(289d) Modelling Simultaneous Saccharification and Fermentation of Natural Polymers: Population Balance Interlinked with Cybernetic Modelling

Doshi, P. - Presenter, Worldwide Research and Development, Pfizer Inc.
Ho, Y. K., Monash University Malaysia
Yeoh, H. K., cSeri Kembangan Engineering Sdn. Bhd
The generation of important and useful products (e.g. ethanol, lactic acid etc.) through microbial fermentation often involves the breakdown of complex polymeric feedstock such as starch and cellulose through enzymatic scissions followed by subsequent metabolic conversion. The interplay between the kinetics of enzymatic depolymerization and the response of the microbes towards changes in the abiotic phase is critical for the adequate description of such a complex process.
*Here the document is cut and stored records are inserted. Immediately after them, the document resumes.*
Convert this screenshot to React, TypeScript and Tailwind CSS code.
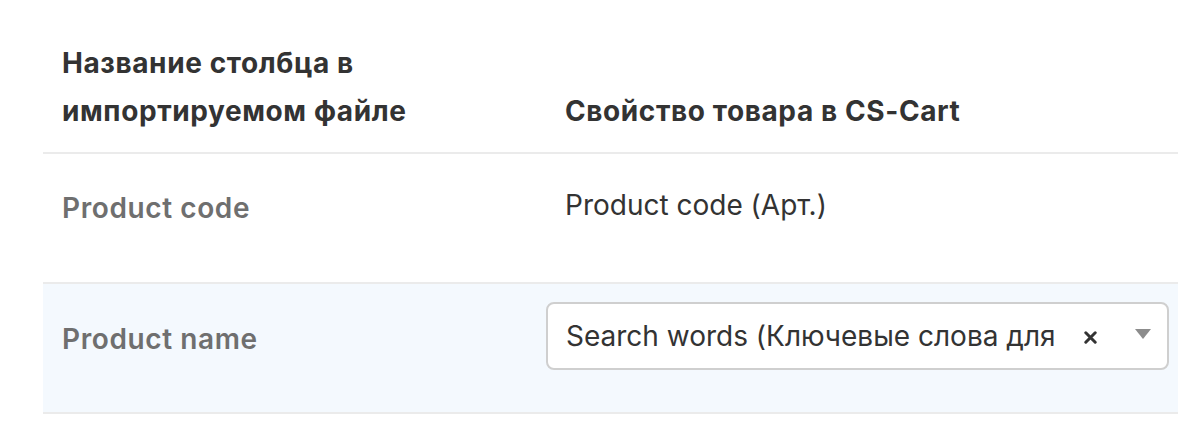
import React from "react";

export default function App() {
  const font = { fontFamily: "Inter, 'Noto Sans', sans-serif" };
  return (
    <div className="w-[1178px] h-[426px] overflow-hidden bg-white pl-[43px]" style={font}>
      <div className="w-[1200px]">
        {/* header */}
        <div className="flex h-[154px] border-b-2 border-[#ebebeb]">
          <div className="w-[503px] pl-[19px] pt-[39px] text-[28px] leading-[48px] font-bold tracking-[0.6px] text-[#333333]">
            <div>Название столбца в</div>
            <div>импортируемом файле</div>
          </div>
          <div className="flex-1 pl-[19px] pt-[87px] text-[28px] leading-[48px] font-bold tracking-[0.6px] text-[#333333]">
            Свойство товара в CS-Cart
          </div>
        </div>
        {/* row 1 */}
        <div className="flex h-[130px] border-b-2 border-[#ebebeb]">
          <div className="w-[503px] pl-[19px] pt-[30px] text-[28px] leading-[48px] font-semibold tracking-[0.6px] text-[#6f6f6f]">
            Product code
          </div>
          <div className="flex-1 pl-[19px] pt-[27px] text-[28px] leading-[48px] text-[#333333]">
            Product code (Арт.)
          </div>
        </div>
        {/* row 2 */}
        <div className="flex h-[130px] border-b-2 border-[#ebebeb] bg-[#f4f9fe]">
          <div className="w-[503px] pl-[19px] pt-[31px] text-[28px] leading-[48px] font-semibold tracking-[0.6px] text-[#6f6f6f]">
            Product name
          </div>
          <div className="flex-1 pt-[18px]">
            <div className="w-[623px] h-[68px] rounded-[8px] border-2 border-[#cfcfcf] bg-white flex items-center pl-[18px] pr-[16px]">
              <div className="flex-1 whitespace-nowrap text-[28px] leading-[34px] text-[#333333]">
                Search words (Ключевые слова для
              </div>
              <svg width="13" height="13" viewBox="0 0 13 13" className="mr-[38px] mt-[2px]">
                <path d="M1.8 1.8 L11.2 11.2 M11.2 1.8 L1.8 11.2" stroke="#333" strokeWidth="3" strokeLinecap="round" />
              </svg>
              <svg width="16" height="10" viewBox="0 0 16 10" className="mb-[4px]">
                <path d="M0 0 H16 L8 10 Z" fill="#8c8c8c" />
              </svg>
            </div>
          </div>
        </div>
      </div>
    </div>
  );
}
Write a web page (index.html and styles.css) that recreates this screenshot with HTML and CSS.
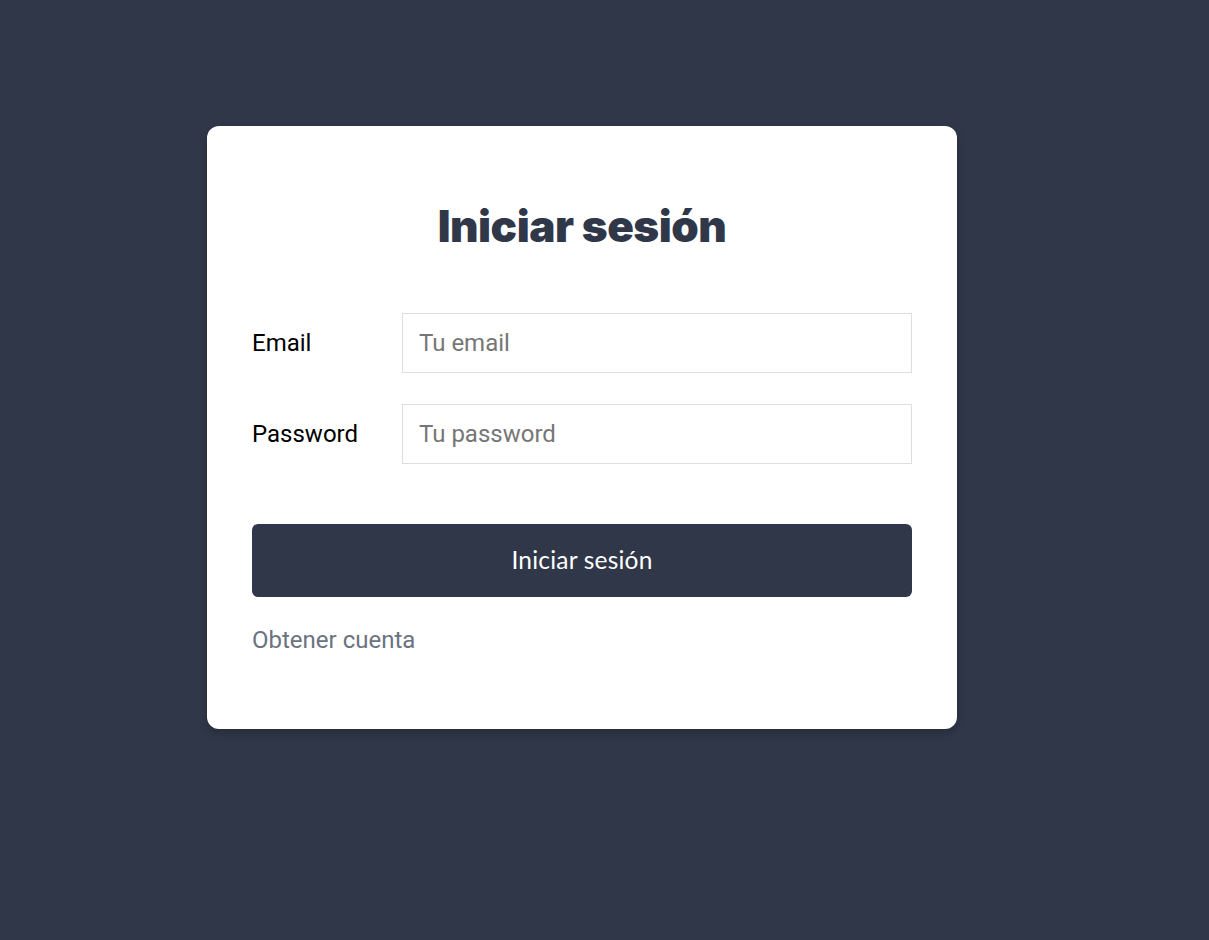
FILE: index.html
```html
<!DOCTYPE html>
<html lang="es">
<head>
<meta charset="utf-8">
<title>Iniciar sesión</title>
<link rel="stylesheet" href="styles.css">
</head>
<body>
<main class="page">
  <section class="card">
    <h1 class="title">Iniciar sesión</h1>
    <form class="form">
      <div class="field">
        <label class="label" for="email">Email</label>
        <input class="input" id="email" type="email" placeholder="Tu email">
      </div>
      <div class="field">
        <label class="label" for="password">Password</label>
        <input class="input" id="password" type="password" placeholder="Tu password">
      </div>
      <button class="button" type="button">Iniciar sesión</button>
    </form>
    <a class="link" href="#">Obtener cuenta</a>
  </section>
</main>
</body>
</html>
```

FILE: styles.css
```css
* { box-sizing: border-box; }
html, body { margin: 0; padding: 0; }
body {
  background: #2f3749;
  font-family: Roboto, "Liberation Sans", sans-serif;
  min-height: 940px;
}
.page {
  padding: 126px 0 0 207px;
}
.card {
  width: 750px;
  background: #ffffff;
  border-radius: 12px;
  padding: 72px 45px 71px;
  box-shadow: 0 4px 8px rgba(0, 0, 0, 0.2);
}
.title {
  margin: 0 0 59px;
  text-align: center;
  font-family: Inter, Lato, sans-serif;
  font-weight: 900;
  font-size: 44px;
  line-height: 56px;
  letter-spacing: -0.5px;
  color: #2f3749;
}
.form {
  display: flex;
  flex-direction: column;
  gap: 31px;
}
.field {
  display: flex;
  align-items: center;
}
.label {
  width: 150px;
  flex: none;
  font-size: 24px;
  color: #000;
}
.input {
  flex: 1;
  height: 60px;
  border: 1px solid #dedede;
  border-radius: 0;
  padding: 0 16px;
  font-family: Roboto, sans-serif;
  font-size: 24px;
  color: #333;
  outline: none;
}
.input::placeholder { color: #767676; }
.button {
  margin-top: 29px;
  height: 73px;
  border: none;
  border-radius: 6px;
  background: #2f3749;
  color: #ffffff;
  padding: 0 0 3px;
  font-family: Lato, "Open Sans", sans-serif;
  font-size: 24.5px;
  letter-spacing: 0.2px;
  cursor: pointer;
}
.link {
  display: block;
  margin-top: 25px;
  font-size: 24px;
  line-height: 36px;
  color: #6b7280;
  text-decoration: none;
}
```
In this work, two unrelated frameworks, i.e. the Population Balance Modelling (PBM) and the Cybernetic Modelling (CM) were interlinked to model such a system. Specifically, the PBM technique was used to describe the enzymatic depolymerization whereas the CM framework was used to model the microbial response toward complex environmental changes. The interlinked PBM and CM framework was implemented on two case studies involving the Simultaneous Saccharification and Fermentation (SSF) of starch by two recombinant yeast strains capable of excreting glucoamylase alone or together with α-amylase. The simulation results revealed that the proposed framework captured features not attainable by existing approaches. Examples of such include the ability of the model to indicate (in case study one) that an appropriate amount of glucose mixed with starch as initial substrates yielded an optimum productivity of ethanol. Not only that, the model showed (in case study two) that SSF is indifferent to the type of starch when both enzymes are present as opposed to when only glucoamylase is present. Thus, the effect of various enzymatic actions on the temporal evolution of the polymer distribution and how the microbes respond to the initial molecular distribution of the polymers can be studied. Such a framework also enables a more molecular and fundamental study of a complex SSF system, a feat which heretofore was unattainable by existing SSF models.